“Notes from Council” is The Gateway’s ongoing series of recaps of noteworthy items from Students’ Council meetings.
Students’ Council discussed the outcome of the province’s recent release of the Alberta 2030 plan at their May 18 meeting.
Alberta 2030: Building skills for Jobs is a ten-year plan to redesign post-secondary education to focus more on building workforce skills for students. During council, Students’ Union president Rowan Ley and vice-president (external) Christian Fotang, gave a brief presentation highlighting the implications of the plan.
Ley said that overall the plan wasn’t “terrible,” noting that superboards — government boards that would oversee multiple Albertan universities —and tuition deregulation, were absent from the plan.
“We were worried,” Ley said. “We thought it would be a lot worse, and that’s why we were very happy to see [the plan].”

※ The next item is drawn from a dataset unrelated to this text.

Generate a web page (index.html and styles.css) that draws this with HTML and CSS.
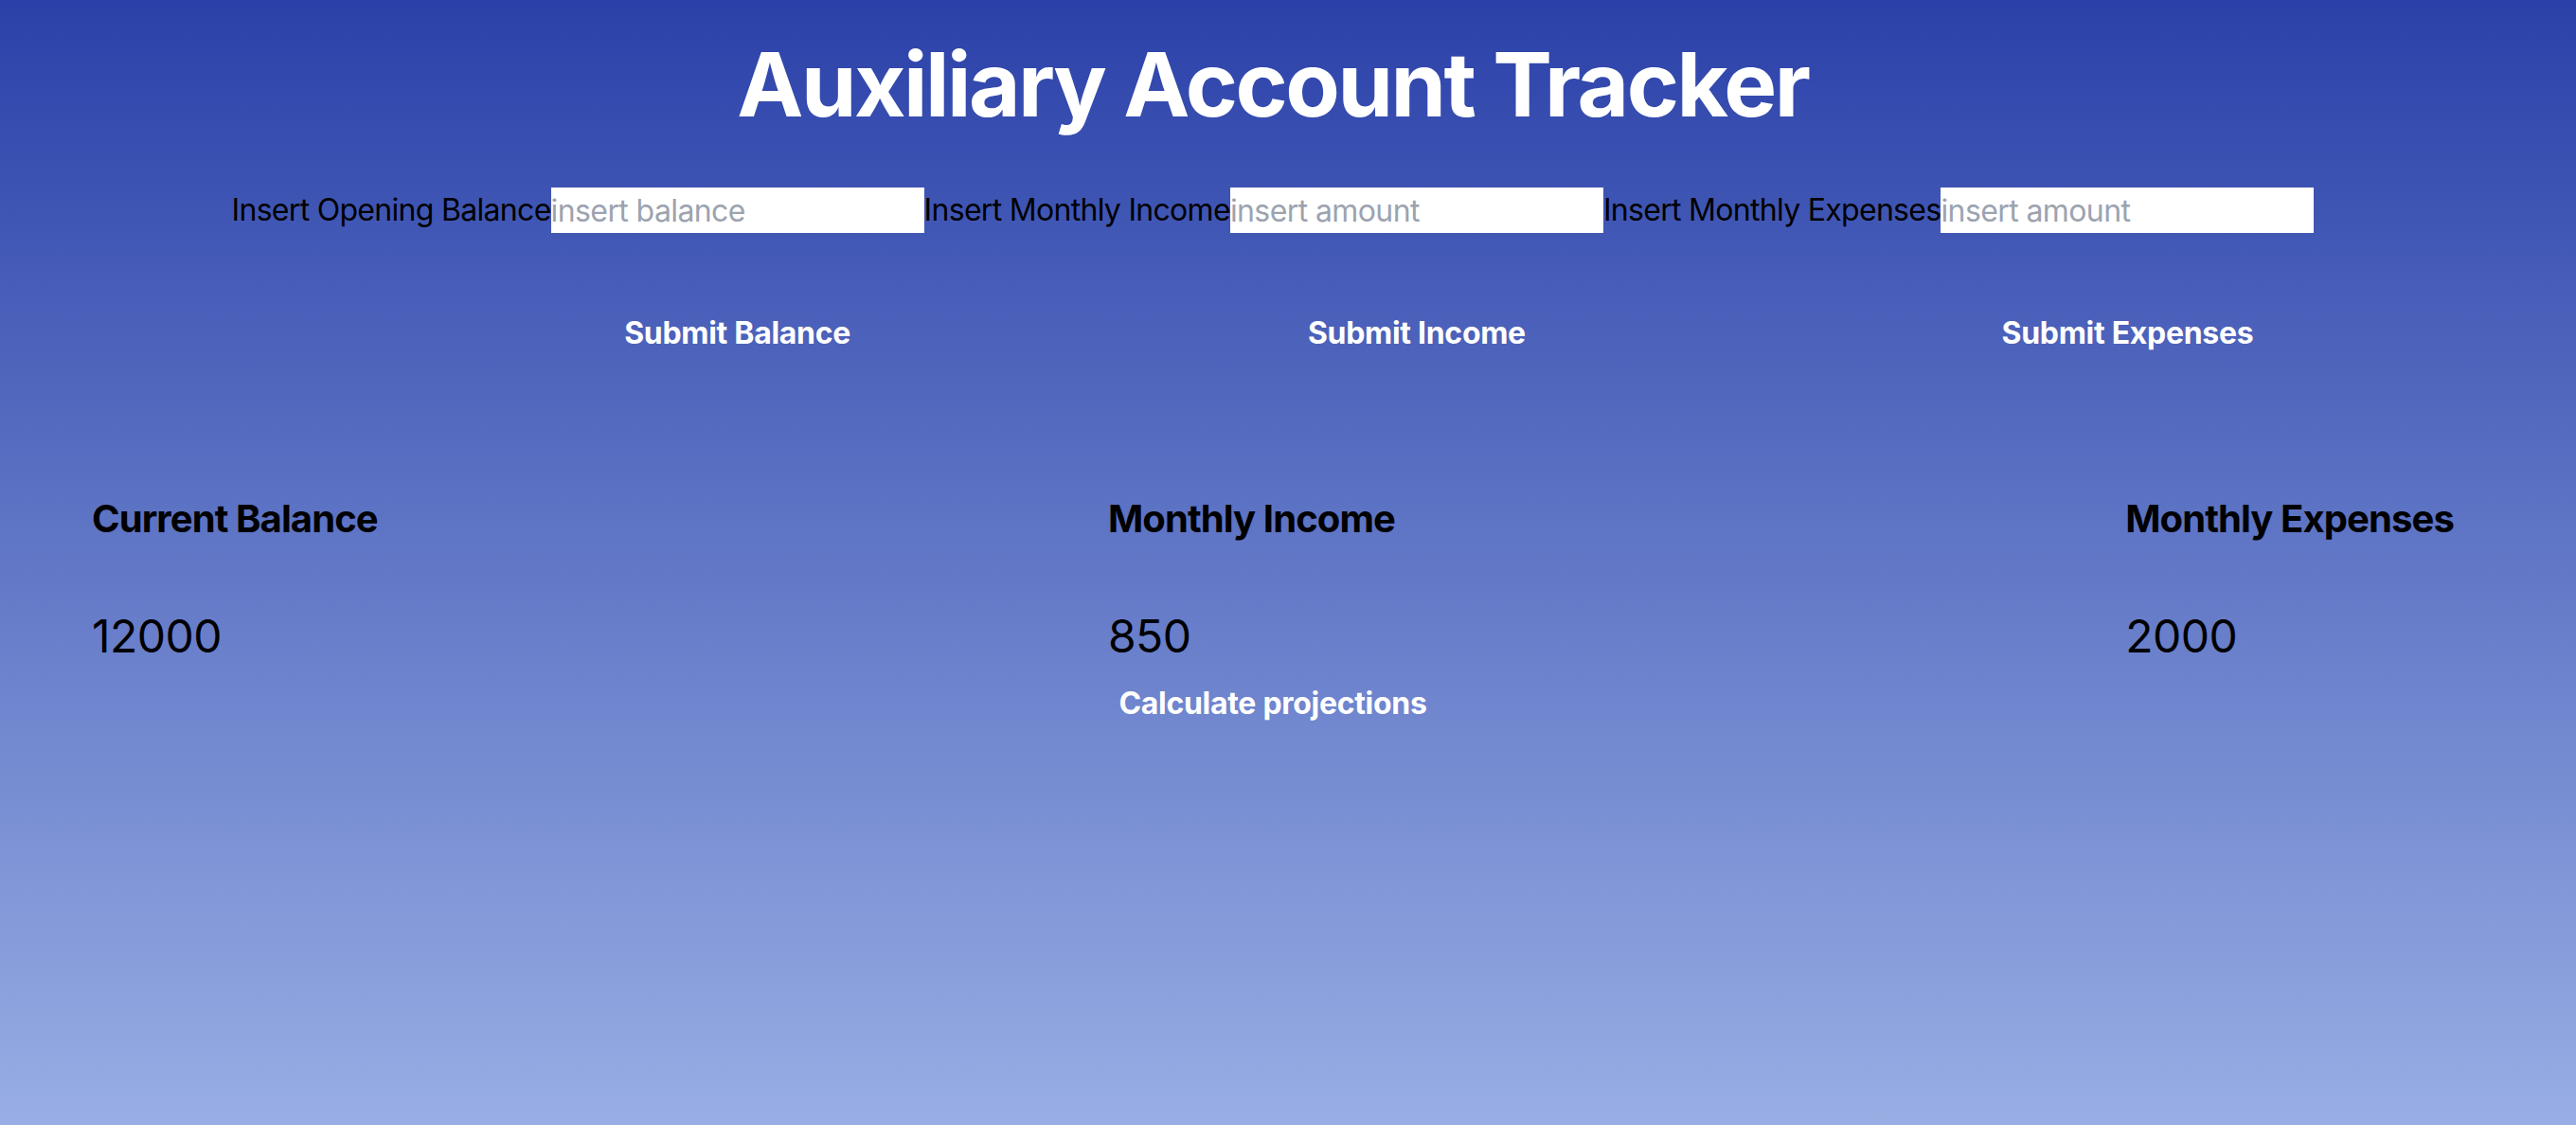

Some standouts from Alberta 2030 that Ley highlighted included a plan to modernize the provincial approach to campus sexual violence, and the funding of transition programs for Indigenous students, like the U of A’s Transition Year Program (TYP).
Though the plan included the doubling of needs-based grants, Ley argued that funding could have been “a little bit more ambitious,” arguing that tuition will increase too much by 2030 for the grants to be fully effective.
“This doesn’t factor in exceptional tuition increases, like the U of A wanting to possibly have tuition increases from 15 per cent to 104 per cent, but we happily acknowledge a shift towards needs-based forms of aid” Ley said.
Andrew Batycki, an engineering councillor, asked whether anything in the plan might suggest what action the government would take should the U of A submit their proposal for exceptional tuition increases.
“Was there anything in there that would indicate the government’s willingness to overrule the exceptional tuition increases that have been proposed for the Faculty of Engineering and other faculties?” Batycki asked.
Ley said that there are “definitely some hints,” such as discussion of market-based adjustments to the tuition level of specific programs, which Ley said could mean if a program’s tuition is considerably lower than at other universities, it could be raised to match its competitors.
“We’ve known that the government wants to go this way for a long time,” Ley said. “If I was an engineering or a law student, I would be more worried about this than if I was a science student.”
Reagan Morris, an education councillor, asked if the Faculty of Education should be concerned.
“[The Faculty of Education] considers teaching to be a professional role that isn’t often reflected [in these discussions],” Morris said.
Ley said an exceptional increase could depend on whether tuition for an Education degree at the University of Alberta is close to the national average.
“I certainly disagree with the perspective the government’s taking, but that’s the approach that they’ve signalled in these documents,” Ley said.
Ahdithya Visweswaran, the Campus Saint-Jean (CSJ) councillor, asked whether the U of A or the Students’ Union mentioned French language education or Francophone education in their recommendations for Alberta 2030.
“If yes, was that reflected in the plan that came out?” Visweswaran asked. “If no, why did the U of A not find Francophone education important enough to add to their submissions?”
Ley said that the U of A’s original submissions were not published, and the Students’ Union’s recommendations were “thematically focused on student aid.”
“We did raise it in our conversations with the government,” Ley said. “Unfortunately, as we’ve seen as a pattern with this government, it was heard, but I don’t think there was a great deal of interest.”